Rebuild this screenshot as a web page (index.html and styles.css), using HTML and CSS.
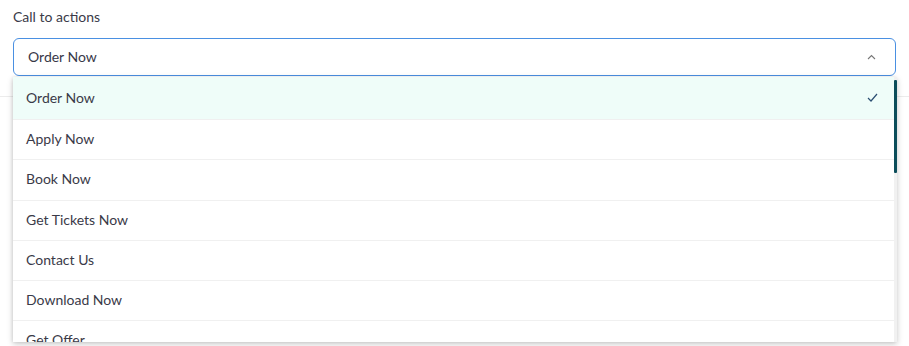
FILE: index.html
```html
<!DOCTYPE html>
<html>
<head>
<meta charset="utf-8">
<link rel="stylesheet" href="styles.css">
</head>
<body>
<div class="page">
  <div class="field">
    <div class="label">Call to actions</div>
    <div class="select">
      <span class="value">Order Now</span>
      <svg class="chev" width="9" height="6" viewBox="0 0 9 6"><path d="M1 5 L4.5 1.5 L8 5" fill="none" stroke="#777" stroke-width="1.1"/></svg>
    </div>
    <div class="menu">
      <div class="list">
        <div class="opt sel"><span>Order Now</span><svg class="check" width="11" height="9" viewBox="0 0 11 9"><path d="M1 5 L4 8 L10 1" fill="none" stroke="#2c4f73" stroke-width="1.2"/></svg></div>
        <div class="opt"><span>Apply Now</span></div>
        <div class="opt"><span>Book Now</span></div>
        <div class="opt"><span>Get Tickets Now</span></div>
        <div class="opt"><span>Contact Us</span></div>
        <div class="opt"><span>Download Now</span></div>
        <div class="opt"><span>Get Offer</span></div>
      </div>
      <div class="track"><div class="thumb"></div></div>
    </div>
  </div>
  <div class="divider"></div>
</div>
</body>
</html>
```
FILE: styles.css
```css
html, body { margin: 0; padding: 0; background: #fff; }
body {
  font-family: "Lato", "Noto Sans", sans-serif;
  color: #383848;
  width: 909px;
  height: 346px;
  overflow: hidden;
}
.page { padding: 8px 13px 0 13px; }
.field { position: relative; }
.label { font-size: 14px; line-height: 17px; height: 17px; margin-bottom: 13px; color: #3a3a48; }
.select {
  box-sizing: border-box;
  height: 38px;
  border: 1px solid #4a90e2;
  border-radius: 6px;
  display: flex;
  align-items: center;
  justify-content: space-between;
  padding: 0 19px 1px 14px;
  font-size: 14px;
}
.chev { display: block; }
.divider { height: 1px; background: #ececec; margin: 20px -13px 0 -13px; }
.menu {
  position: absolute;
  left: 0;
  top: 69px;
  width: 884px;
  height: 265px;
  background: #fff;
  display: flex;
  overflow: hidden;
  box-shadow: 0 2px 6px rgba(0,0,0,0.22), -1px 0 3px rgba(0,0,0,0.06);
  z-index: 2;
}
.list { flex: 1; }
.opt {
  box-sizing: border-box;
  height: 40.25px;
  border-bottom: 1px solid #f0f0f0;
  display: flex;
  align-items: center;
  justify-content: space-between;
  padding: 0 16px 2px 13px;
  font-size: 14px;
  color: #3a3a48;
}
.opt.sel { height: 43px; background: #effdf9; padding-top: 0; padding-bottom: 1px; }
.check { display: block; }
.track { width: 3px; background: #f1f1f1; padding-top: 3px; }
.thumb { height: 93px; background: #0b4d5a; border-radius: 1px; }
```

::::::::::

▶ [Requirements]
From the listing, extract all text exactly as given and drop any picture.

▶ [Expected answer]
Rebuild this screenshot as a web page (index.html and styles.css), using HTML and CSS.
FILE: index.html
```html
<!DOCTYPE html>
<html>
<head>
<meta charset="utf-8">
<link rel="stylesheet" href="styles.css">
</head>
<body>
<div class="page">
  <div class="field">
    <div class="label">Call to actions</div>
    <div class="select">
      <span class="value">Order Now</span>
      <svg class="chev" width="9" height="6" viewBox="0 0 9 6"><path d="M1 5 L4.5 1.5 L8 5" fill="none" stroke="#777" stroke-width="1.1"/></svg>
    </div>
    <div class="menu">
      <div class="list">
        <div class="opt sel"><span>Order Now</span><svg class="check" width="11" height="9" viewBox="0 0 11 9"><path d="M1 5 L4 8 L10 1" fill="none" stroke="#2c4f73" stroke-width="1.2"/></svg></div>
        <div class="opt"><span>Apply Now</span></div>
        <div class="opt"><span>Book Now</span></div>
        <div class="opt"><span>Get Tickets Now</span></div>
        <div class="opt"><span>Contact Us</span></div>
        <div class="opt"><span>Download Now</span></div>
        <div class="opt"><span>Get Offer</span></div>
      </div>
      <div class="track"><div class="thumb"></div></div>
    </div>
  </div>
  <div class="divider"></div>
</div>
</body>
</html>
```
FILE: styles.css
```css
html, body { margin: 0; padding: 0; background: #fff; }
body {
  font-family: "Lato", "Noto Sans", sans-serif;
  color: #383848;
  width: 909px;
  height: 346px;
  overflow: hidden;
}
.page { padding: 8px 13px 0 13px; }
.field { position: relative; }
.label { font-size: 14px; line-height: 17px; height: 17px; margin-bottom: 13px; color: #3a3a48; }
.select {
  box-sizing: border-box;
  height: 38px;
  border: 1px solid #4a90e2;
  border-radius: 6px;
  display: flex;
  align-items: center;
  justify-content: space-between;
  padding: 0 19px 1px 14px;
  font-size: 14px;
}
.chev { display: block; }
.divider { height: 1px; background: #ececec; margin: 20px -13px 0 -13px; }
.menu {
  position: absolute;
  left: 0;
  top: 69px;
  width: 884px;
  height: 265px;
  background: #fff;
  display: flex;
  overflow: hidden;
  box-shadow: 0 2px 6px rgba(0,0,0,0.22), -1px 0 3px rgba(0,0,0,0.06);
  z-index: 2;
}
.list { flex: 1; }
.opt {
  box-sizing: border-box;
  height: 40.25px;
  border-bottom: 1px solid #f0f0f0;
  display: flex;
  align-items: center;
  justify-content: space-between;
  padding: 0 16px 2px 13px;
  font-size: 14px;
  color: #3a3a48;
}
.opt.sel { height: 43px; background: #effdf9; padding-top: 0; padding-bottom: 1px; }
.check { display: block; }
.track { width: 3px; background: #f1f1f1; padding-top: 3px; }
.thumb { height: 93px; background: #0b4d5a; border-radius: 1px; }
```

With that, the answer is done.